Sweeting is also convinced that this is not a crisis that will disappear with vaccinations and a return to normality. Indeed, he expects the government drive for 20,000 new police officers and 10,000 new prison places to lead to an increase in arrests, piling yet more pressure on a system that is already struggling to keep pace. Sweeting describes such initiatives as “widening the funnel”, but adds that “we haven’t seen any increase in the size of the funnel where it is narrowest”.

It is impossible to argue with the logic of his position. Without proper resourcing to widen that gateway, there will be a continuing backlog, more delays to justice, and no resolution for victims of crime.

There is actually a real positive about delivering justice swiftly because that encourages people to have confidence in the system

There is also a concern that this bottleneck may end up being presented by politicians as symptomatic of a system that is blocking, not facilitating, justice. “That drum is banged all the time,” he says. “That it's the courts and the lawyers that stand in the way of dealing with people effectively.”

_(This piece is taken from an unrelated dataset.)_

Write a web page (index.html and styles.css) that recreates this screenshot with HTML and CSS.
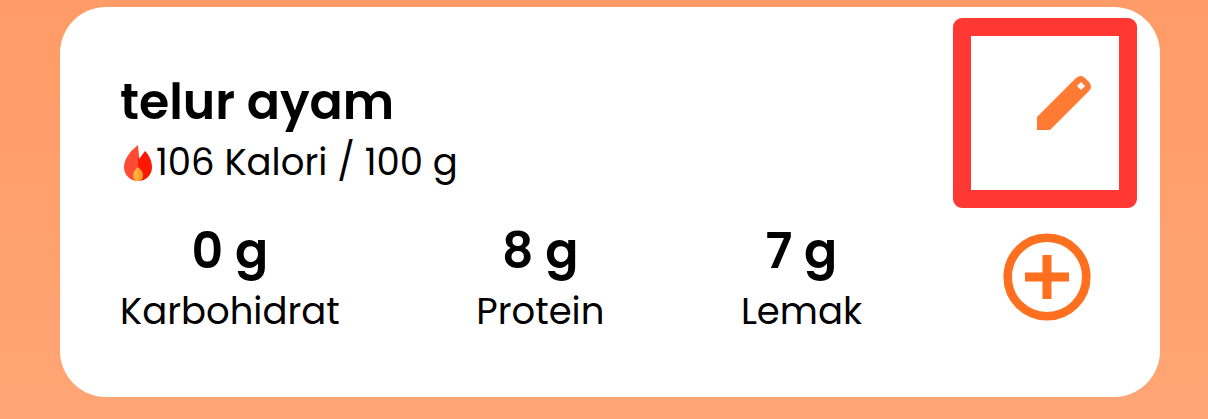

Does he believe that such political attacks undermine public confidence in the justice system? Sweeting pauses, picking his words as carefully as one would expect of an experienced barrister.

“The activist lawyers’ badge has been applied by politicians in public speeches and on government media accounts. I think politicians have to be very careful about the idea that somehow their efforts are being frustrated by the lawyers”.

He does acknowledge however, that more could be done to build public confidence in other areas, particularly with those communities that may feel that the justice system has historically worked against, not for, them. “I think a lot of people will look at the legal system and say, ‘it's all stacked against me if I come from a certain background.’” He believes that significant progress is already being made on issues such as race and gender, but he is equally clear that work remains to be done. “There is no doubt that we need to make all of our institutions – politics, justice, the armed forces, and so on, look a lot more like the 21st century UK.”

However, for Sweeting, the issue that will potentially erode public confidence the most is the continuing delays to justice caused by the backlog of cases. “There is actually a real positive about delivering justice swiftly because that encourages people to have confidence in the system,” he explains. “Swift justice and a functioning criminal justice system are a central part of social cohesion.”

Time and again in our discussion what comes to the fore is that, for all of the wigs and gowns, this is a profession very much in touch with the deepest problems of contemporary society.

Sweeting agrees: “The idea you can silo the justice system and take it out of its social setting is a big mistake. These things are worth investing in because in the end they save taxpayer money, and it is just better. We end up living in a better society.”